À Pau, elle insiste pour être sœur converse, se sentant davantage à sa place dans le service aux autres que dans les offices liturgiques. Sa simplicité, sa générosité font l’unanimité. Don de prophétie, attaques du démon (elle vivra deux périodes de 40 jours de possession, en France et en Inde) ou extases… dans tout ce qu’elle vit, il y a la perception qu’elle est, selon ses propres mots,
« le petit rien » face au divin. Elle incarne une humilité bienheureuse. « Là est la source de son abandon au cœur des grâces les plus étranges comme au cœur des événements humains les plus déconcertants », peut-on lire dans le dossier qui accompagne sa canonisation. Après trois ans au Carmel de Pau, elle est envoyée avec un petit groupe fonder le premier monastère de carmélites en Inde, à Mangalore. Le voyage en bateau est aventureux, et trois sœurs meurent avant d’arriver. Tout en s’attelant aux lourds travaux de la fondation du Carmel, Mariam montre là aussi des signes d’extase et traverse d’étranges tourments de l’âme. En 1871, elle prononce ses vœux au terme de son noviciat, mais autour d’elle, on doute de ses visions et de l’authenticité de ce qu’elle vit. Les tensions provoquent son renvoi à Pau, en 1872.
Sur un arbre perchée…
Elle retrouve là cette joie limpide de sa vie de converse. Elle y connaît des grâces extraordinaires, d’extase en lévitation. En 1873, on la trouve au sommet d’un tilleul, sur une branche qui ne supporterait pas même un oiseau. Elle se balance sans appui et chante l’élan de son âme d’une voix merveilleuse, elle qui a pourtant eu les cordes vocales sectionnées. La prieure parvient à la faire descendre au simple mot magique d’obéissance... Dans ses extases, Mariam nourrit des paroles habitées et une connaissance des choses cachées. Orientale, elle use d’images métaphoriques.
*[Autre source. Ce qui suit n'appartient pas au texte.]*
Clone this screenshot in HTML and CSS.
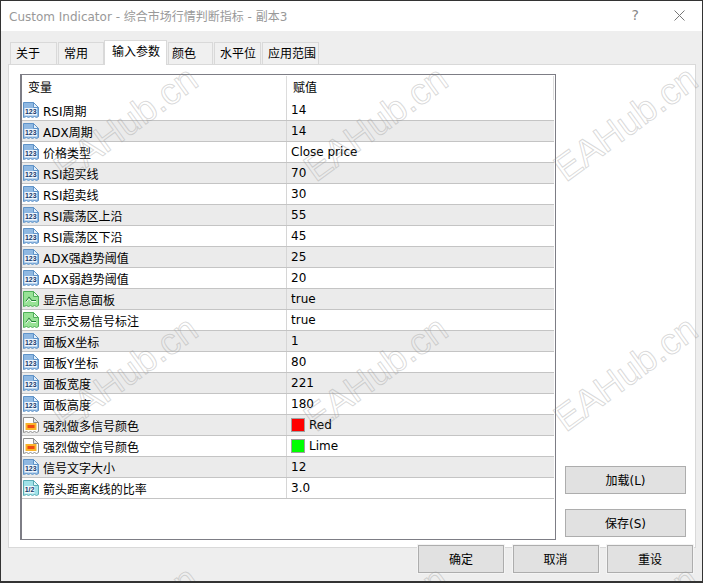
FILE: index.html
```html
<!DOCTYPE html>
<html lang="zh">
<head>
<meta charset="utf-8">
<title>Custom Indicator</title>
<link rel="stylesheet" href="styles.css">
</head>
<body>
<svg class="defs" width="0" height="0" aria-hidden="true">
  <symbol id="page-num" viewBox="0 0 16 16">
    <path d="M.5 .5h10l5 5v9l-2 1-2-1-2 1-2-1-2 1-2-1-3 1z" fill="#8fb8e2" stroke="#5f93c8"/>
    <path d="M10.5 .5v5h5z" fill="#e4f0fb" stroke="#5f93c8"/>
    <rect x="1.5" y="6" width="12.5" height="7.5" fill="#eef5fc"/>
    <text x="7.8" y="12.2" text-anchor="middle" class="icon-text">123</text>
  </symbol>
  <symbol id="page-bool" viewBox="0 0 16 16">
    <path d="M.5 .5h10l5 5v9l-2 1-2-1-2 1-2-1-2 1-2-1-3 1z" fill="#98e296" stroke="#4eae58"/>
    <path d="M10.5 .5v5h5z" fill="#e4f8e2" stroke="#4eae58"/>
    <path d="M3 10.5l3-4 2.5 3H13" fill="none" stroke="#1f7d34" stroke-width="1.2"/>
    <path d="M3 11.5l3-4 2.5 3H13" fill="none" stroke="#f4fff4"/>
  </symbol>
  <symbol id="page-color" viewBox="0 0 16 16">
    <path d="M.5 .5h10l5 5v9l-2 1-2-1-2 1-2-1-2 1-2-1-3 1z" fill="#fdfdfd" stroke="#8e8e8e"/>
    <path d="M10.5 .5v5h5z" fill="#e6e6e6" stroke="#8e8e8e"/>
    <rect x="2.5" y="6" width="11" height="7" fill="#f9b32a"/>
    <rect x="4.5" y="8" width="7" height="3" fill="#ef4a10"/>
  </symbol>
  <symbol id="page-frac" viewBox="0 0 16 16">
    <path d="M.5 .5h10l5 5v9l-2 1-2-1-2 1-2-1-2 1-2-1-3 1z" fill="#a0e2e8" stroke="#58acb4"/>
    <path d="M10.5 .5v5h5z" fill="#e6f8fa" stroke="#58acb4"/>
    <rect x="1.5" y="6" width="10" height="7.5" fill="#eefafb"/>
    <text x="6.5" y="12.2" text-anchor="middle" class="icon-text">1/2</text>
  </symbol>
</svg>
<div class="window">
  <header class="titlebar">
    <span class="title">Custom Indicator - 综合市场行情判断指标 - 副本3</span>
    <span class="help">?</span>
    <svg class="close" width="11" height="11" viewBox="0 0 11 11"><path d="M.5.5l10 10M10.5.5l-10 10" fill="none" stroke="#777"/></svg>
  </header>
  <main class="content">
    <nav class="tabs">
      <span class="tab tab-about">关于</span>
      <span class="tab tab-common">常用</span>
      <span class="tab tab-active">输入参数</span>
      <span class="tab tab-color">颜色</span>
      <span class="tab tab-level">水平位</span>
      <span class="tab tab-range">应用范围</span>
    </nav>
    <section class="panel">
      <div class="list">
        <div class="list-head"><span class="col-name">变量</span><span class="col-value">赋值</span></div>
        <div class="row"><span class="name"><svg class="icon"><use href="#page-num"/></svg>RSI周期</span><span class="value">14</span></div>
        <div class="row"><span class="name"><svg class="icon"><use href="#page-num"/></svg>ADX周期</span><span class="value">14</span></div>
        <div class="row"><span class="name"><svg class="icon"><use href="#page-num"/></svg>价格类型</span><span class="value">Close price</span></div>
        <div class="row"><span class="name"><svg class="icon"><use href="#page-num"/></svg>RSI超买线</span><span class="value">70</span></div>
        <div class="row"><span class="name"><svg class="icon"><use href="#page-num"/></svg>RSI超卖线</span><span class="value">30</span></div>
        <div class="row"><span class="name"><svg class="icon"><use href="#page-num"/></svg>RSI震荡区上沿</span><span class="value">55</span></div>
        <div class="row"><span class="name"><svg class="icon"><use href="#page-num"/></svg>RSI震荡区下沿</span><span class="value">45</span></div>
        <div class="row"><span class="name"><svg class="icon"><use href="#page-num"/></svg>ADX强趋势阈值</span><span class="value">25</span></div>
        <div class="row"><span class="name"><svg class="icon"><use href="#page-num"/></svg>ADX弱趋势阈值</span><span class="value">20</span></div>
        <div class="row"><span class="name"><svg class="icon"><use href="#page-bool"/></svg>显示信息面板</span><span class="value">true</span></div>
        <div class="row"><span class="name"><svg class="icon"><use href="#page-bool"/></svg>显示交易信号标注</span><span class="value">true</span></div>
        <div class="row"><span class="name"><svg class="icon"><use href="#page-num"/></svg>面板X坐标</span><span class="value">1</span></div>
        <div class="row"><span class="name"><svg class="icon"><use href="#page-num"/></svg>面板Y坐标</span><span class="value">80</span></div>
        <div class="row"><span class="name"><svg class="icon"><use href="#page-num"/></svg>面板宽度</span><span class="value">221</span></div>
        <div class="row"><span class="name"><svg class="icon"><use href="#page-num"/></svg>面板高度</span><span class="value">180</span></div>
        <div class="row"><span class="name"><svg class="icon"><use href="#page-color"/></svg>强烈做多信号颜色</span><span class="value"><i class="swatch swatch-red"></i>Red</span></div>
        <div class="row"><span class="name"><svg class="icon"><use href="#page-color"/></svg>强烈做空信号颜色</span><span class="value"><i class="swatch swatch-lime"></i>Lime</span></div>
        <div class="row"><span class="name"><svg class="icon"><use href="#page-num"/></svg>信号文字大小</span><span class="value">12</span></div>
        <div class="row"><span class="name"><svg class="icon"><use href="#page-frac"/></svg>箭头距离K线的比率</span><span class="value">3.0</span></div>
      </div>
      <div class="side">
        <button class="btn btn-side">加载(L)</button>
        <button class="btn btn-side">保存(S)</button>
      </div>
    </section>
    <footer class="footer">
      <button class="btn btn-foot">确定</button>
      <button class="btn btn-foot">取消</button>
      <button class="btn btn-foot">重设</button>
    </footer>
  </main>
  <div class="watermarks" aria-hidden="true">
    <span class="wm">EAHub.cn</span><span class="wm">EAHub.cn</span><span class="wm">EAHub.cn</span>
    <span class="wm">EAHub.cn</span><span class="wm">EAHub.cn</span><span class="wm">EAHub.cn</span>
    <span class="wm">EAHub.cn</span><span class="wm">EAHub.cn</span><span class="wm">EAHub.cn</span>
  </div>
</div>
</body>
</html>
```
FILE: styles.css
```css
* { box-sizing: border-box; }
html, body { margin: 0; padding: 0; }
body {
  width: 703px;
  height: 583px;
  overflow: hidden;
  font-family: "DejaVu Sans", "Noto Sans CJK SC", sans-serif;
  font-size: 12px;
  color: #000;
  background: #eee;
}
.defs { position: absolute; }
.icon-text { font: bold 7px "Liberation Sans", sans-serif; fill: #17396b; }

.window {
  position: relative;
  width: 703px;
  height: 583px;
  border: 1px solid #333;
  border-bottom-width: 2px;
  display: flex;
  flex-direction: column;
  background: #eee;
  overflow: hidden;
}

.titlebar {
  height: 30px;
  flex: none;
  background: #fff;
  display: flex;
  align-items: center;
  padding: 0 17px 0 8px;
  color: #999;
}
.title { flex: 1; font-size: 12px; padding-bottom: 2px; }
.help { font-size: 14px; color: #888; margin-right: 35px; margin-bottom: 2px; }
.close { display: block; margin-bottom: 2px; }

.content { flex: 1; display: flex; flex-direction: column; padding: 10px 6px 0 7px; min-height: 0; }

.tabs { display: flex; height: 23px; align-items: flex-end; flex: none; padding-left: 2px; position: relative; z-index: 1; }
.tab {
  height: 22px;
  border: 1px solid #d9d9d9;
  border-bottom: 0;
  margin-right: 1px;
  background: #f0f0f0;
  display: flex;
  align-items: center;
  white-space: nowrap;
  padding-bottom: 2px;
}
.tab-about { width: 47px; padding-left: 5px; }
.tab-common { width: 46px; margin-right: 0; padding-left: 5px; }
.tab-active {
  width: 63px;
  height: 25px;
  background: #fff;
  margin-bottom: -1px;
  padding-left: 7px;
  padding-bottom: 5px;
}
.tab-color { width: 45px; padding-left: 3px; }
.tab-level { width: 47px; padding-left: 5px; }
.tab-range { width: 57px; padding-left: 5px; margin-right: 0; }

.panel {
  height: 484px;
  flex: none;
  background: #fff;
  border: 1px solid #d9d9d9;
  display: flex;
  padding: 9px 10px 7px 11px;
  gap: 9px;
}
.list {
  width: 536px;
  flex: none;
  border: 1px solid #7d7d85;
  border-width: 1px 1px 1px 2px;
  background: #fff;
}
.list-head { display: flex; height: 25px; padding-top: 1px; }
.col-name { width: 265px; padding-left: 6px; line-height: 24px; border-right: 1px solid #ddd; }
.col-value { flex: 1; padding-left: 6px; line-height: 24px; border-right: 1px solid #ddd; margin-right: 1px; }

.row {
  display: flex;
  height: 21px;
  border-bottom: 1px solid #c4c4c4;
  margin-right: 1px;
}
.row:nth-child(odd) { background: #ebebeb; }
.name { width: 265px; display: flex; align-items: center; border-right: 1px solid #d6d6d6; padding: 0 0 0 1px; white-space: nowrap; }
.icon { width: 16px; height: 16px; margin: 0 4px 0 0; flex: none; }
.value { flex: 1; padding: 0 0 0 4px; display: flex; align-items: center; white-space: nowrap; }
.swatch { width: 14px; height: 14px; border: 1px solid #a0a0a0; margin-right: 4px; flex: none; display: block; }
.swatch-red { background: #f00; }
.swatch-lime { background: #0f0; }

.side { width: 121px; flex: none; display: flex; flex-direction: column; justify-content: flex-end; gap: 15px; padding-bottom: 3px; }
.btn {
  font: inherit;
  color: #000;
  background: #e1e1e1;
  border: 1px solid #adadad;
  height: 28px;
  padding: 0 0 2px;
  display: block;
}
.btn-side { width: 121px; }
.footer {
  display: flex;
  justify-content: flex-end;
  gap: 8.5px;
  margin-top: -3px;
  padding-right: 3px;
  position: relative;
}
.btn-foot { width: 86px; box-shadow: 0 0 0 1px #f4f4f4; }

.watermarks {
  position: absolute;
  inset: -2px 0 0 0;
  overflow: hidden;
  pointer-events: none;
  display: grid;
  grid-template-columns: repeat(3, 250px);
  grid-auto-rows: 250px;
}
.wm {
  display: flex;
  align-items: center;
  justify-content: center;
  font: 37px "Liberation Sans", sans-serif;
  color: transparent;
  -webkit-text-stroke: 1px rgba(150, 150, 150, .36);
  transform: rotate(-36deg);
  white-space: nowrap;
}
```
« Elle n’est pas une théologienne formée dans les universités pontificales, mais cette grâce-là lui donne la qualité pédagogique de pouvoir traduire en termes universels ce qu’est la force de l’Esprit et comment l’intégrer dans la vie concrète » , souligne le père Luc Pareydt, conseiller pour les affaires religieuses au Consulat général de France, à Jérusalem, dans un documentaire consacré à la sainte. Nombreux sont ceux qui viennent chercher auprès d’elle réconfort, conseils, prières, et qui repartent éclairés par sa rencontre. En 1875, avec quelques carmélites, elle repart sur la Terre sainte qui l’a vue naître pour fonder le Carmel de Bethléem, bâtiment qu’elle veut rond, suite à un appel intérieur. Seule à parler l’arabe, elle suit les travaux et « plongée dans le sable et la chaux », elle s’attire la sympathie des ouvriers. Une fois la communauté installée, elle alterne extases et tâches quotidiennes.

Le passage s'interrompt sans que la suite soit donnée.